Teaching. Teaching is challenging, tough and scary but extremely satisfying. Plus, my own English has improved sooo much just from trying to figure out the colonial 1940’s syllabus I’m supposed to use.

The singing, dancing and the music. I tend to have a song on my brain 24/7, add that to the fact that I’m not afraid to horribly sing out loud and you’ve got my most annoying personality treat. But here it’s all good, and people love it when I go all;’’ WEE ARE NEVEREVEREVER GETTING BAAACK TOGETHEER BLABALBLA NEVEREVERVER’’ and show off my sad, white girl-dancemoves.

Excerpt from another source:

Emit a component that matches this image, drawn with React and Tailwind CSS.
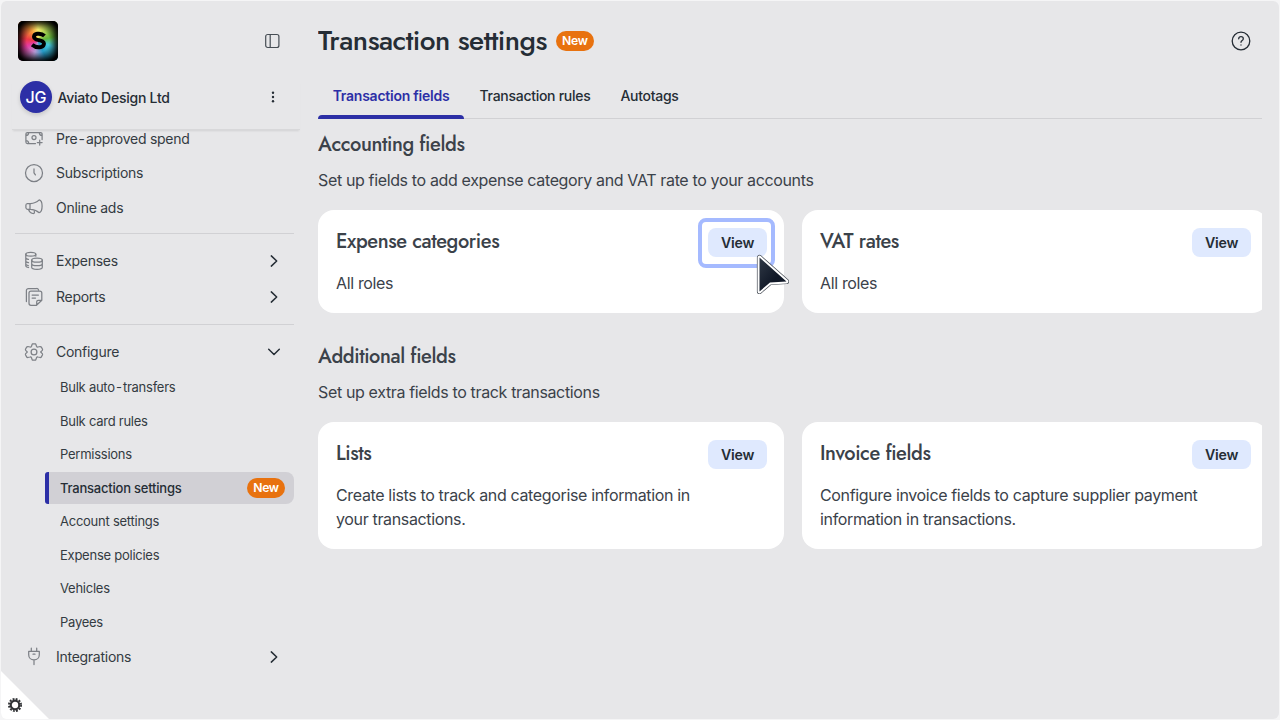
const subItems = [
  'Bulk auto-transfers',
  'Bulk card rules',
  'Permissions',
  'Transaction settings',
  'Account settings',
  'Expense policies',
  'Vehicles',
  'Payees',
]

function Icon({ children, className = 'size-5' }) {
  return (
    <svg
      viewBox="0 0 20 20"
      fill="none"
      stroke="currentColor"
      strokeWidth="1.25"
      strokeLinecap="round"
      strokeLinejoin="round"
      className={`shrink-0 ${className}`}
    >
      {children}
    </svg>
  )
}

const icons = {
  money: (
    <Icon>
      <path d="M11.500 14.500H3.400a1.500 1.500 0 0 1-1.500-1.500V5a1.500 1.500 0 0 1 1.500-1.500h13.200A1.500 1.500 0 0 1 18.100 5v5.500M1.900 6.500c1.800 0 2.800-1.100 2.800-3M18.100 6.500c-1.800 0-2.800-1.100-2.800-3M1.900 11.600c1.800 0 2.800 1.100 2.800 2.900M15.700 11.200v4.800M13.300 13.600h4.800" />
      <circle cx="10" cy="8.600" r="2" />
    </Icon>
  ),
  clock: (
    <Icon>
      <circle cx="10" cy="10" r="8.500" />
      <path d="M10 5.900v4l1.400 2" />
    </Icon>
  ),
  megaphone: (
    <Icon>
      <path d="M6.500 5.500H3.400A1.700 1.700 0 0 0 1.900 7.200v2.600a1.700 1.700 0 0 0 1.700 1.500h2.900c3.200 0 6.200 1.200 8.700 3.400 2-.4 2.900-3.300 2.900-6.600s-.9-5.800-2.900-6.200C12.700 4.300 9.700 5.500 6.500 5.500ZM6 5.600v5.600M4.600 11.600c.5 2 1.800 3.200 4.200 3.900 1.100.2 1.800-.4 1.600-1.500l-.3-2" />
    </Icon>
  ),
  coins: (
    <Icon>
      <ellipse cx="6.800" cy="3.200" rx="5" ry="1.900" />
      <path d="M1.800 3.200v11.500c0 .8 1.100 1.500 2.800 1.800M11.800 3.200v2M1.800 6.800c0 .8 1.100 1.400 2.600 1.600M1.800 10c0 .8 1.100 1.400 2.700 1.600M1.800 13c0 .7 1 1.300 2.500 1.600" />
      <ellipse cx="13" cy="9.200" rx="5.300" ry="2" />
      <path d="M7.700 9.200v7c0 1.200 2.300 2.100 5.300 2.100s5.300-.9 5.300-2.100v-7M7.700 12.700c0 1.200 2.300 2 5.300 2s5.300-.8 5.300-2" />
    </Icon>
  ),
  notes: (
    <Icon>
      <path d="M12.500 18.300H7a2 2 0 0 1-2-2V6a2 2 0 0 1 2-2h8.800a2 2 0 0 1 2 2v7.200l-5.300 5.100ZM12.700 18v-3.200a1.500 1.500 0 0 1 1.500-1.500h3.400M2.400 14.500V3.500a2 2 0 0 1 2-2h8.200a2 2 0 0 1 1.900 1.300M8.100 8.100h6.300M8.100 11h3.400" />
    </Icon>
  ),
  gear: (
    <Icon>
      <path d="M8.300 1.900h3.400l.8 2.300c.3.700.8 1 1.500.8l2.200-.5c.7 0 1 .3 1.300.9l.9 1.600c.3.600.3.900-.1 1.400L16.900 9.700c-.2.200-.2.400 0 .6l1.400 1.300c.4.500.4.800.1 1.400l-.9 1.600c-.3.600-.6.900-1.300.9l-2.200-.5c-.7-.2-1.200.1-1.500.8l-.8 2.300H8.300l-.8-2.300c-.3-.7-.8-1-1.500-.8l-2.200.5c-.7 0-1-.3-1.300-.9L1.600 13c-.3-.6-.3-.9.100-1.400l1.400-1.300c.2-.2.2-.4 0-.6L1.700 8.400c-.4-.5-.4-.8-.1-1.400l.9-1.600c.3-.6.6-.9 1.300-.9L6 5c.7.2 1.200-.1 1.500-.8z" />
      <circle cx="10" cy="10" r="2.900" />
    </Icon>
  ),
  plug: (
    <Icon>
      <path d="M7.300 1.200v3M12.700 1.200v3M4.700 4.300h10.600v3.400c0 2.900-2 5.200-5.300 5.200S4.700 10.600 4.700 7.700zM10 13v4.500M9 7.200h2" />
    </Icon>
  ),
}

function Chevron({ down }) {
  return (
    <svg viewBox="0 0 14 14" className="mr-[13px] size-[14px]" fill="none" stroke="#252d35" strokeWidth="1.5" strokeLinecap="round" strokeLinejoin="round">
      {down ? <path d="M1.700 4.300 7 9.500l5.300-5.200" /> : <path d="M4.300 1.900 9.700 7l-5.400 5.100" />}
    </svg>
  )
}

// the hyphen gets a little air on both sides
function Label({ text }) {
  const [first, second] = text.split('-')
  if (!second) return text
  return (
    <>
      {first}
      <span className="mx-[1.200px]">-</span>
      {second}
    </>
  )
}

function NavItem({ icon, label, chevron, className = 'h-9' }) {
  return (
    <div className={`flex shrink-0 items-center pl-6 pr-[6px] text-[#7d8086] ${className}`}>
      {icons[icon]}
      <span className="ml-3 flex-1 text-[14px] leading-5 tracking-[-0.270px] text-[#343b42]">
        <Label text={label} />
      </span>
      {chevron && <Chevron down={chevron === 'down'} />}
    </div>
  )
}

function NewBadge() {
  return (
    <span className="flex h-5 w-[38px] items-center justify-center rounded-full bg-[#e8720f] text-[12.200px] font-semibold tracking-[-0.300px] text-white">
      New
    </span>
  )
}

function Sidebar() {
  return (
    <aside className="flex w-[300px] shrink-0 flex-col">
      <div className="flex h-20 shrink-0 items-center justify-between pl-[18px] pr-5">
        <div className="relative flex size-10 items-center justify-center overflow-hidden rounded-[5px] bg-[conic-gradient(from_0deg,#f3ea6c,#62b53a_75deg,#45c9dc_110deg,#2599c5_155deg,#b09ad2_195deg,#e63ba0_245deg,#ee3945_280deg,#f69338_325deg,#f3ea6c)]">
          <div className="absolute inset-0 bg-[radial-gradient(circle,transparent_40%,#000_85%)] shadow-[inset_0_0_6px_1px_#000]" />
          <svg viewBox="0 0 20 22" className="relative mb-px h-[19px] w-[17px]" fill="none" stroke="#000" strokeWidth="4.600">
            <path d="M17 5.500C14.500 3 11.500 2.700 8.500 3.100c-4.300.6-5 4.600-1.800 6.300 2.400 1.200 5.700 1.200 8 2.600 3 1.900 1.700 5.900-2.200 6.700-3.500.7-7-.2-10-2.800" />
          </svg>
        </div>
        <svg viewBox="0 0 16 16" className="size-4" fill="none" stroke="#464d54" strokeWidth="1.200">
          <rect x="1.700" y="1.500" width="13.200" height="13" rx="2" />
          <path d="M6.200 1.500v13" />
        </svg>
      </div>
      <div className="ml-[12px] flex h-[49px] shrink-0 items-start border-b border-[#d8d8da] pl-2 shadow-[0_2px_2px_-1px_#00000018]">
        <div className="flex size-8 items-center justify-center rounded-full bg-[#2c2fa6] text-[16px] font-medium text-white shadow-[0_2px_4px_#00000026]">
          JG
        </div>
        <span className="ml-[5.500px] mt-[6px] flex-1 text-[14px] leading-[22px] font-[450] tracking-[-0.250px] text-[#252d35]">Aviato Design Ltd</span>
        <svg viewBox="0 0 4 14" className="mr-[25px] mt-[9px] h-[14px] w-1" fill="#252d35">
          <circle cx="2" cy="2.800" r="1.200" />
          <circle cx="2" cy="7" r="1.200" />
          <circle cx="2" cy="11.200" r="1.200" />
        </svg>
      </div>
      <nav className="flex flex-1 flex-col overflow-hidden">
        <NavItem icon="money" label="Pre-approved spend" className="-mt-2 h-[34px]" />
        <NavItem icon="clock" label="Subscriptions" className="h-[34px]" />
        <NavItem icon="megaphone" label="Online ads" className="h-9" />
        <div className="ml-[15px] mr-[6px] mt-[7px] mb-[9px] h-px shrink-0 bg-[#d1d1d4]" />
        <NavItem icon="coins" label="Expenses" chevron="right" />
        <NavItem icon="notes" label="Reports" chevron="right" />
        <div className="ml-[15px] mr-[6px] mt-[9px] mb-[9px] h-px shrink-0 bg-[#d1d1d4]" />
        <NavItem icon="gear" label="Configure" chevron="down" />
        <ul className="mt-[1.250px] text-[13px] tracking-[-0.250px] text-[#343b42]">
          {subItems.map((item) => (
            <li key={item} className="flex h-[33.500px] items-center pl-[45px] pr-[6px]">
              {item === 'Transaction settings' ? (
                <div className="mb-px flex h-8 flex-1 items-center justify-between overflow-hidden rounded-l-[3px] rounded-r-lg border-l-4 border-[#2c2fa6] bg-[#d1d0d5] pl-[11px] pr-[9px] font-[450] tracking-[-0.220px] text-[#252d35]">
                  <span className="pt-px">{item}</span>
                  <NewBadge />
                </div>
              ) : (
                <span className="pl-[15px]">
                  <Label text={item} />
                </span>
              )}
            </li>
          ))}
        </ul>
        <NavItem icon="plug" label="Integrations" chevron="right" className="h-9" />
      </nav>
    </aside>
  )
}

function ViewButton() {
  return (
    <button className="h-[29px] w-[59px] rounded-lg bg-[#dfe9fe] text-[14.200px] font-semibold tracking-[-0.250px] text-[#252d35]">
      View
    </button>
  )
}

function Card({ title, text, focused, className }) {
  return (
    <div className={`relative w-[466px] shrink-0 rounded-2xl bg-white px-[18px] pt-[18px] ${className}`}>
      <div className="flex h-[29px] items-start justify-between">
        <h3 className="font-['Jost','Lato'] text-[20px] leading-[28px] font-medium tracking-[-0.400px]">{title}</h3>
        <div className="-mr-px">
          <ViewButton />
        </div>
      </div>
      <p className="mt-[14px] w-[385px] text-[16px] leading-6 tracking-[-0.350px]">{text}</p>
      {focused && (
        <>
          <div className="absolute right-[9px] top-2 h-[50px] w-[77px] rounded-lg border-4 border-[#a5baff]" />
          <svg viewBox="0 0 36 44" className="absolute left-[435px] top-[41px] h-11 w-9">
            <defs>
              <linearGradient id="pointer" x1="0" y1="0" x2="1" y2="1">
                <stop offset="0" stopColor="#303946" />
                <stop offset=".6" stopColor="#101827" />
              </linearGradient>
            </defs>
            <path d="M6.500 6.500v34L17 31.500 33.500 30.500Z" fill="#333b48" stroke="#4a5059" strokeWidth="5.200" strokeLinejoin="round" />
            <path d="M6.500 6.500v34L17 31.500 33.500 30.500Z" fill="#fff" stroke="#fff" strokeWidth="3.800" strokeLinejoin="round" />
            <path d="M6.500 6.500v34L17 31.500 33.500 30.500Z" fill="url(#pointer)" />
          </svg>
        </>
      )}
    </div>
  )
}

function SectionHeading({ title, text }) {
  return (
    <>
      <h2 className="pt-px font-['Jost','Lato'] text-[20px] leading-7 font-medium tracking-[-0.390px]">{title}</h2>
      <p className="mt-[9px] text-[16px] leading-6 tracking-[-0.355px]">{text}</p>
    </>
  )
}

export default function App() {
  return (
    <div className="h-[720px] w-[1280px] overflow-hidden bg-[#f5f5f6] p-px font-['Inter',sans-serif]">
      <div className="relative -ml-px flex h-[718px] w-[1279px] overflow-hidden rounded-md border-l border-[#f5f5f6] bg-[#e7e7e9]">
        <div className="-ml-px flex">
          <Sidebar />
          <main className="ml-[18px] flex w-[944px] flex-col overflow-hidden text-[#3b424a]">
            <header className="flex h-[78px] shrink-0 items-center pt-[2px]">
              <h1 className="font-['Jost','Lato'] text-[28px] font-medium tracking-[-0.500px] text-[#252d35]">Transaction settings</h1>
              <div className="ml-[9px] flex-1">
                <NewBadge />
              </div>
              <svg viewBox="0 0 20 20" className="mr-[11px] size-5" fill="none" stroke="#252d35" strokeWidth="1.300" strokeLinecap="round">
                <circle cx="10" cy="10" r="8.800" />
                <path d="M7.700 7.800c.1-1.400 1-2.100 2.300-2.100s2.300.8 2.300 2c0 1.900-2.300 1.700-2.300 3.600M10 13.900v.1" />
              </svg>
            </header>
            <div className="flex h-10 shrink-0 border-b border-[#d1d1d4] text-[14px] leading-[22px] font-medium tracking-[-0.280px] text-[#252d35]">
              <div className="relative flex w-[146px] justify-center pt-[6px] font-semibold tracking-[-0.250px] text-[#2c2fa6]">
                Transaction fields
                <div className="absolute inset-x-0 -bottom-px h-1 rounded-t bg-[#2c2fa6]" />
              </div>
              <div className="ml-[15.500px] pt-[6px]">Transaction rules</div>
              <div className="ml-[30px] pt-[6px]">Autotags</div>
            </div>
            <section className="mt-[11px]">
              <SectionHeading title="Accounting fields" text="Set up fields to add expense category and VAT rate to your accounts" />
              <div className="mt-[18px] flex gap-[18px]">
                <Card title="Expense categories" text="All roles" focused className="h-[103px]" />
                <Card title="VAT rates" text="All roles" className="h-[103px]" />
              </div>
            </section>
            <section className="mt-[29px]">
              <SectionHeading title="Additional fields" text="Set up extra fields to track transactions" />
              <div className="mt-[18px] flex gap-[18px]">
                <Card title="Lists" text="Create lists to track and categorise information in your transactions." className="h-[127px]" />
                <Card title="Invoice fields" text="Configure invoice fields to capture supplier payment information in transactions." className="h-[127px]" />
              </div>
            </section>
          </main>
        </div>
        <div className="absolute bottom-0 left-0 size-12 bg-white [clip-path:polygon(0_0,100%_100%,0_100%)]">
          <svg viewBox="0 0 16 16" className="ml-[6px] mt-[26px] size-4" fill="none" stroke="#303235">
            <circle cx="8" cy="8" r="4.300" strokeWidth="2.200" />
            <circle cx="8" cy="8" r="6.100" strokeWidth="1.800" strokeDasharray="1.900 1.293" />
          </svg>
        </div>
      </div>
    </div>
  )
}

The sun. I’m tan for a change. Bet you that my skin will go back to its pasty-ness after two weeks in the snow.
Mavis, our cook. Sweetest person you’ll ever meet. Jamal, the CEO. The poor man manages an awful lot all on his own down here in Ghana, but does make us all feel safe.
The magnificent relief of a cold shower when you are covered in sand and saliva and flushed with heat. I am not going to miss the cockroaches and the lizards that like to walk around the bathroom while I try to shower.

People being friendly.

The constant choir of ‘’Obruni! Obruni! Obruuuuuniiiii!’’ you hear everywhere and then turning around to meet a bunch of beaming smiles.

That’s it for today, because I just made myself sad! I’m going to be a snotty, teary
, blubbering mess when I leave. I’ll guess I’ll see you in a month, haha.